What began to shift for me was learning to pause long enough to question the certainty of my conclusions. Instead of immediately accepting a belief as fact, I started asking whether I was interpreting the situation through evidence or expectation. That distinction changed how I approached decisions, challenges, and even setbacks. It created space between what was happening and the story I was telling myself about what it meant.

Understanding confirmation bias does not mean abandoning beliefs or constantly doubting oneself. It means becoming aware of how easily beliefs can shape perception without conscious awareness. When we recognize that the mind naturally seeks confirmation, we can begin to slow down our conclusions and examine whether we are seeing the full picture or only the parts that reinforce what we already think is true.

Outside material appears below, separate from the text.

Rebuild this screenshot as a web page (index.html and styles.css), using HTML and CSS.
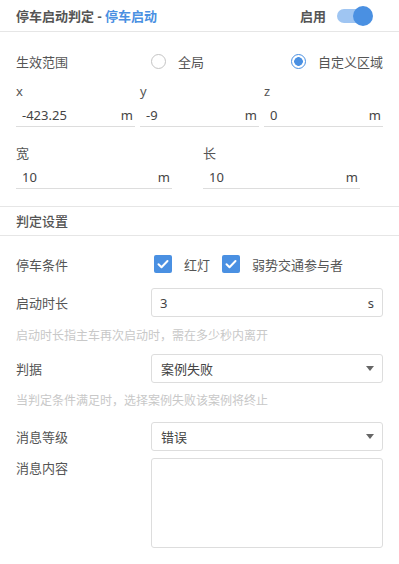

For many women, this awareness can be transformative. So much of the pressure they feel is not only about external expectations, but also about internal narratives that have gone unchallenged for too long-narratives about capability, worthiness, timing, or what is possible for them. When those narratives go unquestioned, they quietly shape decisions, confidence, and direction.

But when they are brought into awareness, something shifts. Decisions become more intentional. Feedback becomes more usable. Progress becomes more visible. And instead of operating from a place of unconscious reinforcement, women begin to operate from a place of clarity and choice.

Confirmation bias does not disappear, but it becomes something you can see. Once you can see it, you are no longer fully operating within it. You begin to step outside of it, even briefly, and that is where change starts to become possible.

The most powerful shift is not always learning something new. Sometimes, it is finally seeing what has been in front of you all along-without the filter.